Characterization provides insights into the structural properties, morphology, composition, and other critical attributes of nanomaterials. Accurate characterization ensures the reproducibility of experimental results, aids in quality control, and helps in the optimization of nanomaterials for specific applications.

Common Techniques for Nanomaterial Characterization

Microscopy Techniques

Scanning Electron Microscopy (SEM): Provides detailed images of the surface morphology of nanomaterials.
Transmission Electron Microscopy (TEM): Offers information about the internal structure and crystallography of nanomaterials.
Atomic Force Microscopy (AFM): Measures surface topography at the nanometer scale.

Spectroscopy Techniques

Raman Spectroscopy: Used to determine the vibrational modes of molecules, providing insights into molecular composition and structure.
Fourier Transform Infrared Spectroscopy (FTIR): Identifies chemical bonds in a molecule by producing an infrared absorption spectrum.
X-ray Photoelectron Spectroscopy (XPS): Analyzes the surface chemistry of nanomaterials by measuring the elemental composition and chemical states.

Diffraction Techniques

X-ray Diffraction (XRD): Provides information on the crystallographic structure, phase identification, and other structural parameters of nanomaterials.
Electron Diffraction: Similar to XRD but uses electrons for diffraction, useful for analyzing small nanocrystals.

Key Parameters Measured

Characterization techniques measure various parameters including particle size, shape, surface area, surface charge, chemical composition, and crystallinity. These parameters are crucial for determining the optical properties, electrical conductivity, and mechanical strength of nanomaterials.

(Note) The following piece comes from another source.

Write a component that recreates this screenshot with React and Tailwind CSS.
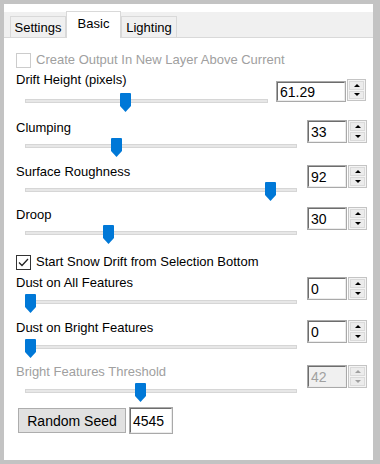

Challenges in Nanomaterial Characterization

Characterization at the nanoscale presents several challenges due to the small size and high surface-to-volume ratio of nanomaterials. Techniques need to be highly sensitive and accurate. Sample preparation can also affect the measurement results, making it essential to develop standardized protocols.

Future Directions

The field of nanotechnology is rapidly evolving, and so are the characterization techniques. Emerging methods such as super-resolution microscopy and advances in computational modeling are expected to provide even more detailed insights into nanomaterials. Integration of multiple characterization techniques is also becoming more common to provide a comprehensive understanding of nanomaterials.

Conclusion

Characterization data is fundamental to advancing the field of nanotechnology. By utilizing a variety of advanced techniques, scientists can gain a thorough understanding of nanomaterials, paving the way for innovative applications and technological breakthroughs.